For the same reason that the Executive veto should, according to the doctrine maintained, be rendered nugatory, and be practically expunged from the Constitution, this power of the court should also be rendered nugatory and be expunged, because it restrains the legislative and Executive will, and because the exercise of such a power by the court may be regarded as being in conflict with the capacity of the people to govern themselves. Indeed, there is more reason for striking this power of the court from the Constitution than there is that of the qualified veto of the President, because the decision of the court is final, and can never be reversed even though both Houses of Congress and the President should be unanimous in opposition to it, whereas the veto of the President may be overruled by a vote of two-thirds of both Houses of Congress or by the people at the polls.

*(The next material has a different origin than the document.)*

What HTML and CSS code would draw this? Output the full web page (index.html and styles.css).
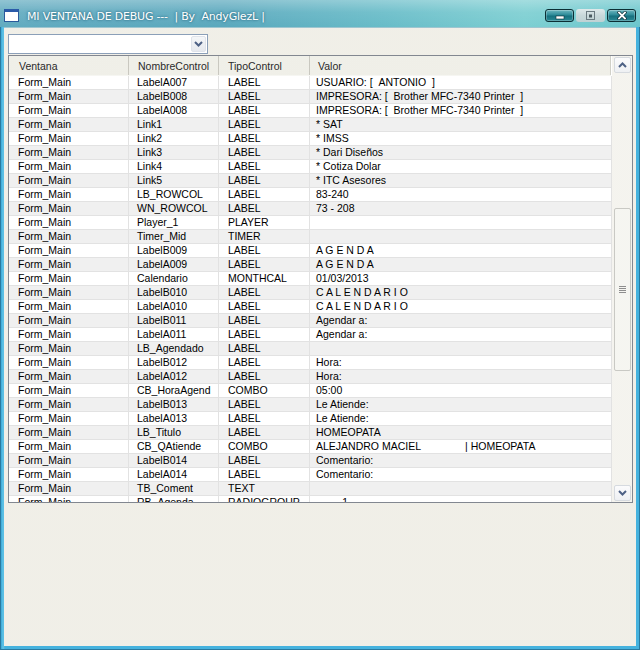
FILE: index.html
```html
<!DOCTYPE html>
<html>
<head>
<meta charset="utf-8">
<link rel="stylesheet" href="styles.css">
</head>
<body>
<div class="window">
  <div class="titlebar">
    <div class="appicon"></div>
    <div class="title">MI VENTANA DE DEBUG ---&nbsp;&nbsp;| By&nbsp;&nbsp;AndyGlezL |</div>
    <div class="tbtns">
      <div class="tbtn dark"><svg width="10" height="6" viewBox="0 0 10 6"><rect x="1" y="2" width="8" height="3" fill="#fff" stroke="#0b3038" stroke-width="0.6"/></svg></div>
      <div class="tbtn light"><svg width="9" height="9" viewBox="0 0 9 9"><rect x="0.5" y="0.5" width="8" height="8" fill="none" stroke="#6a7a80"/><rect x="3" y="3.5" width="3" height="3" fill="#4a5a60"/></svg></div>
      <div class="tbtn dark close"><svg width="10" height="9" viewBox="0 0 10 9"><path d="M2 1.5 L8 7.5 M8 1.5 L2 7.5" stroke="#0b3038" stroke-width="3.2" stroke-linecap="square"/><path d="M2 1.5 L8 7.5 M8 1.5 L2 7.5" stroke="#fff" stroke-width="1.8" stroke-linecap="square"/></svg></div>
    </div>
  </div>
  <div class="client">
    <div class="combo">
      <div class="combo-text"></div>
      <div class="combo-btn"><svg width="9" height="6" viewBox="0 0 9 6"><path d="M1 1 L4.5 4.5 L8 1" fill="none" stroke="#4d6185" stroke-width="2"/></svg></div>
    </div>
    <div class="listview">
      <div class="lv-main">
        <div class="lv-head">
          <div class="hc c1">Ventana</div>
          <div class="hc c2">NombreControl</div>
          <div class="hc c3">TipoControl</div>
          <div class="hc c4">Valor</div>
        </div>
        <div class="lv-body">
          <div class="row"><div>Form_Main</div><div>LabelA007</div><div>LABEL</div><div>USUARIO: [&nbsp;&nbsp;ANTONIO&nbsp;&nbsp;]</div></div>
          <div class="row"><div>Form_Main</div><div>LabelB008</div><div>LABEL</div><div>IMPRESORA: [&nbsp;&nbsp;Brother MFC-7340 Printer&nbsp;&nbsp;]</div></div>
          <div class="row"><div>Form_Main</div><div>LabelA008</div><div>LABEL</div><div>IMPRESORA: [&nbsp;&nbsp;Brother MFC-7340 Printer&nbsp;&nbsp;]</div></div>
          <div class="row"><div>Form_Main</div><div>Link1</div><div>LABEL</div><div>* SAT</div></div>
          <div class="row"><div>Form_Main</div><div>Link2</div><div>LABEL</div><div>* IMSS</div></div>
          <div class="row"><div>Form_Main</div><div>Link3</div><div>LABEL</div><div>* Dari Diseños</div></div>
          <div class="row"><div>Form_Main</div><div>Link4</div><div>LABEL</div><div>* Cotiza Dolar</div></div>
          <div class="row"><div>Form_Main</div><div>Link5</div><div>LABEL</div><div>* ITC Asesores</div></div>
          <div class="row"><div>Form_Main</div><div>LB_ROWCOL</div><div>LABEL</div><div>83-240</div></div>
          <div class="row"><div>Form_Main</div><div>WN_ROWCOL</div><div>LABEL</div><div>73 - 208</div></div>
          <div class="row"><div>Form_Main</div><div>Player_1</div><div>PLAYER</div><div></div></div>
          <div class="row"><div>Form_Main</div><div>Timer_Mid</div><div>TIMER</div><div></div></div>
          <div class="row"><div>Form_Main</div><div>LabelB009</div><div>LABEL</div><div>A G E N D A</div></div>
          <div class="row"><div>Form_Main</div><div>LabelA009</div><div>LABEL</div><div>A G E N D A</div></div>
          <div class="row"><div>Form_Main</div><div>Calendario</div><div>MONTHCAL</div><div>01/03/2013</div></div>
          <div class="row"><div>Form_Main</div><div>LabelB010</div><div>LABEL</div><div>C A L E N D A R I O</div></div>
          <div class="row"><div>Form_Main</div><div>LabelA010</div><div>LABEL</div><div>C A L E N D A R I O</div></div>
          <div class="row"><div>Form_Main</div><div>LabelB011</div><div>LABEL</div><div>Agendar a:</div></div>
          <div class="row"><div>Form_Main</div><div>LabelA011</div><div>LABEL</div><div>Agendar a:</div></div>
          <div class="row"><div>Form_Main</div><div>LB_Agendado</div><div>LABEL</div><div></div></div>
          <div class="row"><div>Form_Main</div><div>LabelB012</div><div>LABEL</div><div>Hora:</div></div>
          <div class="row"><div>Form_Main</div><div>LabelA012</div><div>LABEL</div><div>Hora:</div></div>
          <div class="row"><div>Form_Main</div><div>CB_HoraAgend</div><div>COMBO</div><div>05:00</div></div>
          <div class="row"><div>Form_Main</div><div>LabelB013</div><div>LABEL</div><div>Le Atiende:</div></div>
          <div class="row"><div>Form_Main</div><div>LabelA013</div><div>LABEL</div><div>Le Atiende:</div></div>
          <div class="row"><div>Form_Main</div><div>LB_Titulo</div><div>LABEL</div><div>HOMEOPATA</div></div>
          <div class="row"><div>Form_Main</div><div>CB_QAtiende</div><div>COMBO</div><div>ALEJANDRO MACIEL<span class="gap"></span>| HOMEOPATA</div></div>
          <div class="row"><div>Form_Main</div><div>LabelB014</div><div>LABEL</div><div>Comentario:</div></div>
          <div class="row"><div>Form_Main</div><div>LabelA014</div><div>LABEL</div><div>Comentario:</div></div>
          <div class="row"><div>Form_Main</div><div>TB_Coment</div><div>TEXT</div><div></div></div>
          <div class="row"><div>Form_Main</div><div>RB_Agenda</div><div>RADIOGROUP</div><div>&nbsp;&nbsp;&nbsp;&nbsp;&nbsp;&nbsp;&nbsp;&nbsp;&nbsp;1</div></div>
        </div>
      </div>
      <div class="vscroll">
        <div class="sbtn"><svg width="9" height="6" viewBox="0 0 9 6"><path d="M1 5 L4.5 1.5 L8 5" fill="none" stroke="#4d6185" stroke-width="2"/></svg></div>
        <div class="track">
          <div class="thumb"><span></span><span></span><span></span><span></span></div>
        </div>
        <div class="sbtn"><svg width="9" height="6" viewBox="0 0 9 6"><path d="M1 1 L4.5 4.5 L8 1" fill="none" stroke="#4d6185" stroke-width="2"/></svg></div>
      </div>
    </div>
  </div>
</div>
</body>
</html>
```

FILE: styles.css
```css
html, body {
  margin: 0;
  padding: 0;
  background: #ece9e0;
}
.window {
  width: 640px;
  height: 650px;
  box-sizing: border-box;
  display: flex;
  flex-direction: column;
  background: linear-gradient(to right, #3aa8d8 0, #62c4e6 2px, #45b2de 4px);
  border: 1px solid #2a7aa0;
  border-top: none;
}
.titlebar {
  height: 27px;
  flex: none;
  display: flex;
  align-items: center;
  background:
    linear-gradient(to bottom, rgba(255,255,255,0.3) 0, rgba(255,255,255,0.08) 45%, rgba(0,0,0,0) 100%),
    linear-gradient(to right, #62abc0 0%, #5aa8bd 35%, #68bcc8 60%, #7dcfd2 82%, #6cc6cc 100%);
  margin: 0 -1px;
  padding-left: 4px;
}
.appicon {
  width: 13px;
  height: 9px;
  margin-top: 4px;
  border: 1px solid #2a5a9a;
  border-top: 3px solid #2a5aa8;
  background: #fff;
  flex: none;
}
.title {
  margin-left: 8px;
  margin-top: 6px;
  font-family: "DejaVu Sans", sans-serif;
  font-size: 11px;
  letter-spacing: -0.2px;
  color: #fff;
  text-shadow: 0 0 2px #2f6f86, 0 0 3px #3f7f96;
  white-space: nowrap;
  flex: 1;
}
.tbtns {
  display: flex;
  gap: 2px;
  margin-right: 4px;
  margin-top: 2px;
  align-self: flex-start;
  padding-top: 7px;
}
.tbtn {
  width: 29px;
  height: 13px;
  box-sizing: border-box;
  border-radius: 3px;
  display: flex;
  align-items: center;
  justify-content: center;
}
.tbtn.dark {
  border: 1px solid #0c2e34;
  background: linear-gradient(to bottom, #6fb8c0 0, #2d8a98 45%, #17707e 55%, #2a8a96 100%);
  box-shadow: inset 0 0 0 1px rgba(255,255,255,0.25);
}
.tbtn.dark svg { margin-top: 2px; }
.tbtn.close svg { margin-top: 0; }
.tbtn.light {
  background: linear-gradient(to bottom, #dfe9ea 0, #c8d8da 50%, #bfd2d4 100%);
}
.client {
  flex: 1;
  background-color: #ebe9e1;
  background-image: radial-gradient(circle, #f6f5ee 0.6px, transparent 0.8px);
  background-size: 2px 2px;
  margin: 0 3px 3px 3px;
  padding: 6px 3px 0 4px;
  border-top: 1px solid #9ec6d0;
  display: flex;
  flex-direction: column;
}
.combo {
  width: 200px;
  height: 20px;
  box-sizing: border-box;
  border: 1px solid #8b9fb8;
  background: #fff;
  display: flex;
  justify-content: flex-end;
  padding: 1px;
}
.combo-btn {
  width: 15px;
  box-sizing: border-box;
  border: 1px solid #dfe3ea;
  border-radius: 2px;
  background: linear-gradient(to bottom, #f4f6f8, #e6e9ee);
  display: flex;
  align-items: center;
  justify-content: center;
}
.combo-text { flex: 1; }
.listview {
  margin-top: 1px;
  height: 448px;
  box-sizing: border-box;
  border: 1px solid #828790;
  background: #fff;
  display: flex;
}
.lv-main {
  flex: 1;
  display: flex;
  flex-direction: column;
  overflow: hidden;
}
.lv-head {
  height: 20px;
  flex: none;
  display: grid;
  grid-template-columns: 120px 90px 91px 1fr;
  background-color: #e9e8e1;
  background-image: radial-gradient(circle, #f7f6f0 0.6px, transparent 0.8px);
  background-size: 2px 2px;
  border-bottom: 1px solid #f6f6f2;
  box-sizing: border-box;
  margin-right: 1px;
}
.hc {
  font-family: "Liberation Sans", Arial, sans-serif;
  font-size: 10.5px;
  color: #2a2a2a;
  display: flex;
  align-items: center;
  border-right: 1px solid #c9c8c0;
  box-sizing: border-box;
  padding-left: 9px;
  padding-top: 1px;
}
.hc.c1 { padding-left: 10px; }
.hc.c2 { padding-left: 9px; }
.hc.c4 { border-right: 1px solid #d0d0c8; padding-left: 8px; }
.lv-body {
  flex: 1;
  overflow: hidden;
}
.row {
  height: 14px;
  display: grid;
  grid-template-columns: 120px 90px 91px 1fr;
  border-bottom: 1px solid #e2e2e2;
  box-sizing: border-box;
  font-family: "Liberation Sans", Arial, sans-serif;
  font-size: 10.5px;
  color: #000;
  line-height: 13px;
}
.row:nth-child(even) { background: #f0f0f0; }
.row > div {
  border-right: 1px solid #e2e2e2;
  padding-left: 9px;
  white-space: nowrap;
  overflow: hidden;
}
.row > div:nth-child(2) { padding-left: 8px; }
.row > div:nth-child(4) { padding-left: 6px; }
.gap { display: inline-block; width: 44px; }
.vscroll {
  width: 20px;
  flex: none;
  display: flex;
  flex-direction: column;
  padding: 1px 1px 1px 2px;
  box-sizing: border-box;
  background-color: #eeede6;
  background-image: radial-gradient(circle, #fbfbf7 0.6px, transparent 0.8px);
  background-size: 2px 2px;
}
.sbtn {
  height: 16px;
  flex: none;
  box-sizing: border-box;
  border: 1px solid #d6dadf;
  border-radius: 2px;
  background: linear-gradient(to bottom, #fbfbfc, #eef0f3);
  display: flex;
  align-items: center;
  justify-content: center;
}
.track {
  flex: 1;
  display: flex;
  flex-direction: column;
  padding-top: 135px;
}
.thumb {
  height: 163px;
  box-sizing: border-box;
  border: 1px solid #c9c9c4;
  border-radius: 2px;
  background-color: #f1f0ea;
  background-image: radial-gradient(circle, #fbfbf8 0.6px, transparent 0.8px);
  background-size: 2px 2px;
  display: flex;
  flex-direction: column;
  align-items: center;
  justify-content: center;
  gap: 1px;
}
.thumb span {
  width: 7px;
  height: 1px;
  background: #8e8e8e;
}
```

It is obvious that to preserve the system established by the Constitution each of the coordinate branches of the Government—the executive, legislative, and judicial—must be left in the exercise of its appropriate powers. If the executive or the judicial branch be deprived of powers conferred upon either as checks on the legislative, the preponderance of the latter will become disproportionate and absorbing and the others impotent for the accomplishment of the great objects for which they were established. Organized, as they are, by the Constitution, they work together harmoniously for the public good. If the Executive and the judiciary shall be deprived of the constitutional powers invested in them, and of their due proportions, the equilibrium of the system must be destroyed, and consolidation, with the most pernicious results, must ensue—a consolidation of unchecked, despotic power, exercised by majorities of the legislative branch.